Food, glorious food
I am not a thin person, I am not a very large person, I am somewhere in between. I am never happy with my weight. Never. I have been on a diet for 35 years, save for a luxury nine months, when of course I was eating for two and indulged in a Magnum ice cream every evening (for the calcium of course). I hazard that most women reading this, and some men, will also say that they have been on a diet their whole life.
This doesn’t mean I have been successful, it just means that I watch what I eat every day and feel guilt ridden when I eat too much. I envy all thin people and wish I could control myself around cake.
This unhealthy obsession with food and weight is of course exacerbated by the images we are bombarded with in magazines (not so much in this magazine of course, although Steve Hale admittedly is hubba hubba and the envy of most of New Zealand’s male population) and now on the Internet, particularly Facebook, where all our friends seem to be having, not just a much more exciting life, but also a much better bikini body.
I know for a fact that Hollywood movie stars don’t eat. A makeup artist friend of mine who worked on the Hobbit premiere in Wellington had to trail a big Hollywood celebrity for several days. She told me that this person only drank coffee and nibbled occasionally on raw nuts and dark chocolate. How do they not get scurvy?
I weigh myself every day and get excited when I lose a hundred grams. Putting on a hundred grams is a fate worse than death! People say that muscle weighs more than fat. Tell that to my jeans that don’t fit me!
I know what the answer is. Steamed chicken breast and steamed vegetables, no wine and an hour’s exercise every day. But it is easier said than done unfortunately. Now where did I put that Magnum?
When “your” not “alright” and “its” not okay
Even though I am a devoted grammarian, spelling demon and think reading is the key to everything, I don’t get on my grammar high horse that often in this section. I try to control myself, but I am sorry, I can’t any longer.

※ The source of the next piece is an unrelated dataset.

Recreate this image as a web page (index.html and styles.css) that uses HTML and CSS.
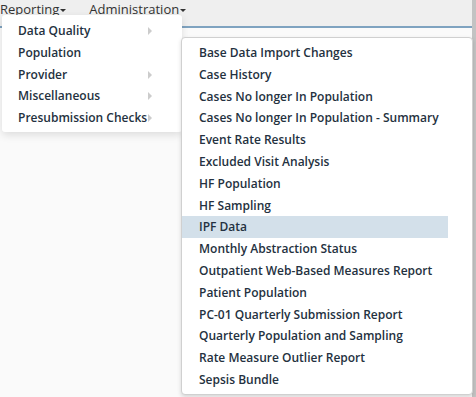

Please do not write “your” when you mean “you’re”. It drives me insane. I don’t care if it is in writing, by email, by text or on Facebook. Your does not mean you are, it means your. As in your trousers, your buttons, your car and your family. It does not mean your fantastic, your interesting and your not going to believe this! Please everyone, you mean you’re. You mean the contraction of you and are. So you’re fantastic, you’re interesting and you’re not going to believe this. Phew. Now I feel better. I bet you’re feeling better too.
Alright should be written all right, but because it has been misspelled for so many years, alright is now all right.
Another word that has become acceptable, even though it is wrong is restauranteur. It should be restaurateur, but repeated misspelling has deemed the former acceptable. However, restauranteur still comes up as an error on WORD spellchecker. Where are our standards?
I will leave you with its and it’s. Another pet peeve of mine. It’s is a contraction of it is or it has. You cannot say “it’s purpose is” for example. That is like writing “it is purpose is” or “it has purpose is”. Makes no sense right? The correct form is, “its purpose is”.
Don’t even get me started on apostrophes in the right place!